**Problem to work on**
Return each line of the listing below, unchanged, and omit the images.

Data entries start

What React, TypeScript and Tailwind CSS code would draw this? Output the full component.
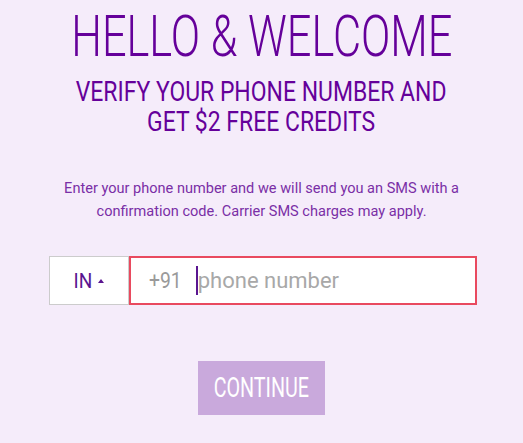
export default function App() {
  return (
    <div className="min-h-[443px] bg-[#f5ecfa] flex flex-col items-center font-['Roboto',sans-serif] overflow-hidden">
      <h1 className="mt-[8px] text-[57px] leading-[57px] font-light text-[#65009a] whitespace-nowrap">
        <span className="inline-block scale-x-[0.76]">HELLO &amp; WELCOME</span>
      </h1>
      <h2 className="mt-[12px] text-[27px] leading-[30px] font-normal text-[#65009a] text-center whitespace-nowrap">
        <span className="inline-block scale-x-[0.85]">
          VERIFY YOUR PHONE NUMBER AND
          <br />
          GET $2 FREE CREDITS
        </span>
      </h2>
      <p className="mt-[40px] text-[15px] leading-[23px] text-[#7a2fa6] text-center whitespace-nowrap">
        <span className="inline-block scale-x-[0.97]">
          Enter your phone number and we will send you an SMS with a
          <br />
          confirmation code. Carrier SMS charges may apply.
        </span>
      </p>
      <div className="mt-[33px] ml-[2px] flex w-[428px] h-[49px]">
        <button className="w-[80px] h-full bg-white border border-[#cccccc] flex items-center justify-center gap-[6px] text-[#5a1590]">
          <span className="text-[20px] leading-none inline-block scale-x-[0.95]">IN</span>
          <span className="w-0 h-0 border-l-[3px] border-r-[3px] border-b-[4px] border-l-transparent border-r-transparent border-b-[#5a1590]" />
        </button>
        <div className="flex-1 h-full bg-white border-2 border-[#e94a5f] flex items-center pl-[18px]">
          <span className="text-[22px] leading-none text-[#9a9a9a] inline-block scale-x-[0.88] origin-left">+91</span>
          <span className="ml-[10px] w-[2px] h-[29px] bg-[#5a1590]" />
          <span className="text-[22px] leading-none text-[#a8a8a8]">phone number</span>
        </div>
      </div>
      <button className="mt-[56px] w-[127px] h-[54px] bg-[#c9a9dc] text-white flex items-center justify-center">
        <span className="text-[27px] leading-none inline-block scale-x-[0.73]">CONTINUE</span>
      </button>
    </div>
  );
}
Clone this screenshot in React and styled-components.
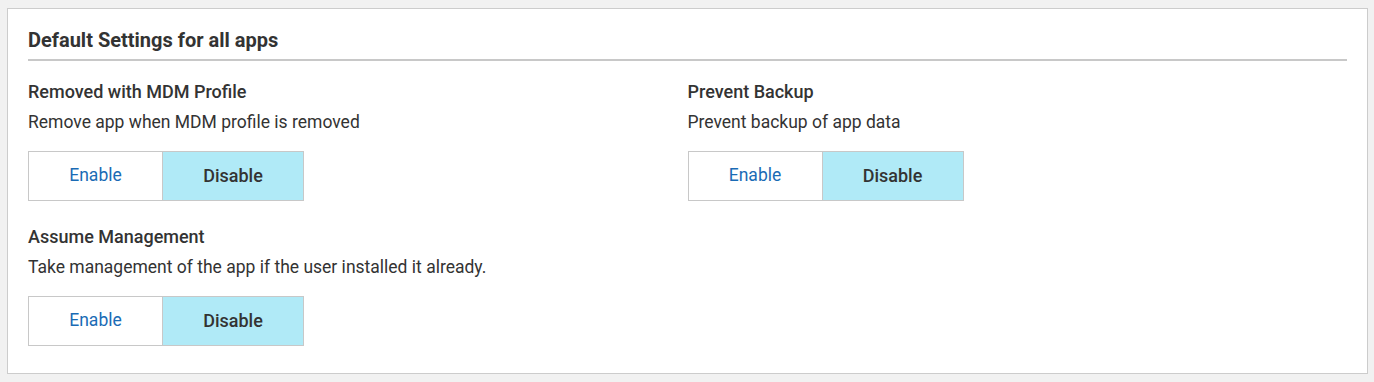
import React from "react";
import styled, { createGlobalStyle } from "styled-components";

const Global = createGlobalStyle`
  html, body { margin: 0; padding: 0; background: #f1f1f1; }
  body { font-family: Roboto, "Liberation Sans", sans-serif; color: #333; }
`;

const Page = styled.div`
  padding: 8px 6px 8px 7px;
`;

const Card = styled.section`
  background: #fff;
  border: 1px solid #cccccc;
  padding: 20px 20px 26px 20px;
  height: 366px;
  box-sizing: border-box;
`;

const Header = styled.h2`
  margin: 0;
  font-size: 20px;
  font-weight: 700;
  line-height: 22px;
  color: #333;
  padding-bottom: 8px;
  border-bottom: 2px solid #c8c8c8;
`;

const Grid = styled.div`
  display: grid;
  grid-template-columns: 1fr 1fr;
  row-gap: 25px;
  padding-top: 20px;
`;

const Setting = styled.div`
  display: flex;
  flex-direction: column;
  align-items: flex-start;
`;

const Label = styled.div`
  font-size: 18px;
  font-weight: 500;
  line-height: 22px;
  color: #333;
`;

const Desc = styled.div`
  font-size: 17.5px;
  font-weight: 400;
  line-height: 22px;
  margin-top: 8px;
  color: #333;
`;

const Toggle = styled.div`
  display: flex;
  margin-top: 18px;
  border: 1px solid #c8c8c8;
`;

const Option = styled.button`
  font-family: Roboto, "Liberation Sans", sans-serif;
  font-size: ${(p) => (p.$active ? "18px" : "17.5px")};
  height: 48px;
  border: 0;
  margin: 0;
  padding: 0 0 2px 0;
  cursor: pointer;
  width: ${(p) => (p.$wide ? "141px" : "133px")};
  background: ${(p) => (p.$active ? "#b0eaf7" : "#fff")};
  color: ${(p) => (p.$active ? "#333" : "#1a6bb5")};
  font-weight: ${(p) => (p.$active ? 500 : 400)};
  & + & { border-left: 1px solid #c8c8c8; }
`;

const settings = [
  { title: "Removed with MDM Profile", desc: "Remove app when MDM profile is removed" },
  { title: "Prevent Backup", desc: "Prevent backup of app data" },
  { title: "Assume Management", desc: "Take management of the app if the user installed it already." },
];

export default function App() {
  return (
    <>
      <Global />
      <Page>
        <Card>
          <Header>Default Settings for all apps</Header>
          <Grid>
            {settings.map((s) => (
              <Setting key={s.title}>
                <Label>{s.title}</Label>
                <Desc>{s.desc}</Desc>
                <Toggle>
                  <Option>Enable</Option>
                  <Option $active $wide>Disable</Option>
                </Toggle>
              </Setting>
            ))}
          </Grid>
        </Card>
      </Page>
    </>
  );
}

Data entries end

**Completed task**
What React, TypeScript and Tailwind CSS code would draw this? Output the full component.
export default function App() {
  return (
    <div className="min-h-[443px] bg-[#f5ecfa] flex flex-col items-center font-['Roboto',sans-serif] overflow-hidden">
      <h1 className="mt-[8px] text-[57px] leading-[57px] font-light text-[#65009a] whitespace-nowrap">
        <span className="inline-block scale-x-[0.76]">HELLO &amp; WELCOME</span>
      </h1>
      <h2 className="mt-[12px] text-[27px] leading-[30px] font-normal text-[#65009a] text-center whitespace-nowrap">
        <span className="inline-block scale-x-[0.85]">
          VERIFY YOUR PHONE NUMBER AND
          <br />
          GET $2 FREE CREDITS
        </span>
      </h2>
      <p className="mt-[40px] text-[15px] leading-[23px] text-[#7a2fa6] text-center whitespace-nowrap">
        <span className="inline-block scale-x-[0.97]">
          Enter your phone number and we will send you an SMS with a
          <br />
          confirmation code. Carrier SMS charges may apply.
        </span>
      </p>
      <div className="mt-[33px] ml-[2px] flex w-[428px] h-[49px]">
        <button className="w-[80px] h-full bg-white border border-[#cccccc] flex items-center justify-center gap-[6px] text-[#5a1590]">
          <span className="text-[20px] leading-none inline-block scale-x-[0.95]">IN</span>
          <span className="w-0 h-0 border-l-[3px] border-r-[3px] border-b-[4px] border-l-transparent border-r-transparent border-b-[#5a1590]" />
        </button>
        <div className="flex-1 h-full bg-white border-2 border-[#e94a5f] flex items-center pl-[18px]">
          <span className="text-[22px] leading-none text-[#9a9a9a] inline-block scale-x-[0.88] origin-left">+91</span>
          <span className="ml-[10px] w-[2px] h-[29px] bg-[#5a1590]" />
          <span className="text-[22px] leading-none text-[#a8a8a8]">phone number</span>
        </div>
      </div>
      <button className="mt-[56px] w-[127px] h-[54px] bg-[#c9a9dc] text-white flex items-center justify-center">
        <span className="text-[27px] leading-none inline-block scale-x-[0.73]">CONTINUE</span>
      </button>
    </div>
  );
}
Clone this screenshot in React and styled-components.
import React from "react";
import styled, { createGlobalStyle } from "styled-components";

const Global = createGlobalStyle`
  html, body { margin: 0; padding: 0; background: #f1f1f1; }
  body { font-family: Roboto, "Liberation Sans", sans-serif; color: #333; }
`;

const Page = styled.div`
  padding: 8px 6px 8px 7px;
`;

const Card = styled.section`
  background: #fff;
  border: 1px solid #cccccc;
  padding: 20px 20px 26px 20px;
  height: 366px;
  box-sizing: border-box;
`;

const Header = styled.h2`
  margin: 0;
  font-size: 20px;
  font-weight: 700;
  line-height: 22px;
  color: #333;
  padding-bottom: 8px;
  border-bottom: 2px solid #c8c8c8;
`;

const Grid = styled.div`
  display: grid;
  grid-template-columns: 1fr 1fr;
  row-gap: 25px;
  padding-top: 20px;
`;

const Setting = styled.div`
  display: flex;
  flex-direction: column;
  align-items: flex-start;
`;

const Label = styled.div`
  font-size: 18px;
  font-weight: 500;
  line-height: 22px;
  color: #333;
`;

const Desc = styled.div`
  font-size: 17.5px;
  font-weight: 400;
  line-height: 22px;
  margin-top: 8px;
  color: #333;
`;

const Toggle = styled.div`
  display: flex;
  margin-top: 18px;
  border: 1px solid #c8c8c8;
`;

const Option = styled.button`
  font-family: Roboto, "Liberation Sans", sans-serif;
  font-size: ${(p) => (p.$active ? "18px" : "17.5px")};
  height: 48px;
  border: 0;
  margin: 0;
  padding: 0 0 2px 0;
  cursor: pointer;
  width: ${(p) => (p.$wide ? "141px" : "133px")};
  background: ${(p) => (p.$active ? "#b0eaf7" : "#fff")};
  color: ${(p) => (p.$active ? "#333" : "#1a6bb5")};
  font-weight: ${(p) => (p.$active ? 500 : 400)};
  & + & { border-left: 1px solid #c8c8c8; }
`;

const settings = [
  { title: "Removed with MDM Profile", desc: "Remove app when MDM profile is removed" },
  { title: "Prevent Backup", desc: "Prevent backup of app data" },
  { title: "Assume Management", desc: "Take management of the app if the user installed it already." },
];

export default function App() {
  return (
    <>
      <Global />
      <Page>
        <Card>
          <Header>Default Settings for all apps</Header>
          <Grid>
            {settings.map((s) => (
              <Setting key={s.title}>
                <Label>{s.title}</Label>
                <Desc>{s.desc}</Desc>
                <Toggle>
                  <Option>Enable</Option>
                  <Option $active $wide>Disable</Option>
                </Toggle>
              </Setting>
            ))}
          </Grid>
        </Card>
      </Page>
    </>
  );
}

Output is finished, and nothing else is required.